For quite some time now, my interest in politics has been on a downward slide. This week, however, I learned of something that could rekindle my progressive passion.
Sanders is among the most liberal politicians in the United States Senate. Liberals, including people here at Irregular Times, have urged Sanders to run for President before, but Sanders has flatly refused to do so.
That’s not the case now. Not too long ago, Sanders put the following message out: “I have not yet made a decision as to whether or not I will run for president. If I do, the main focus of the campaign would be on the decline of the middle class, high unemployment, income and wealth inequality and the fact that the United States is the only nation in the industrialized world not to guarantee health care for all people as a right.” That’s a fairly specific platform. Clearly, Sanders has actually been contemplating a 2016 run for the White House.

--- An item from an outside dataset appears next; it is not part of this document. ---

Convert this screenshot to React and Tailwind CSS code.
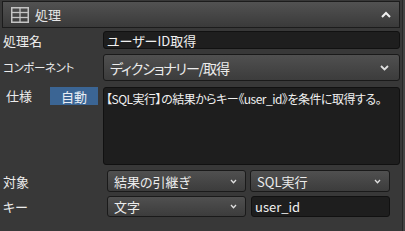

Elsewhere, Senator Sanders has made comments that make it sound like he is warming up for a Sanders for President campaign: “I am going to stand with you. And I am going to take these guys on. And I understand that they’re going to be throwing thirty-second ads at me every minute. They’re going to do everything they can to undermine my agenda. But I believe that if we stand together, we can defeat them… If you had a President who said: ‘Nobody in America is going to make less than $12 or $14 an hour,’ what do you think that would do? If you had a President who said: ‘You know what, everybody in this country is going to get free primary health care within a year,’ what do you think that would do? If you had a President say, ‘Every kid in this country is going to go to college regardless of their income,’ what do you think that would do?”
This week, a Roots To Action poll of its membership found that 81 percent want Sanders to become a 2016 candidate. 2014 could be the year that Sanders makes the commitment, one way or another, to run for President or to serve out another term in Congress.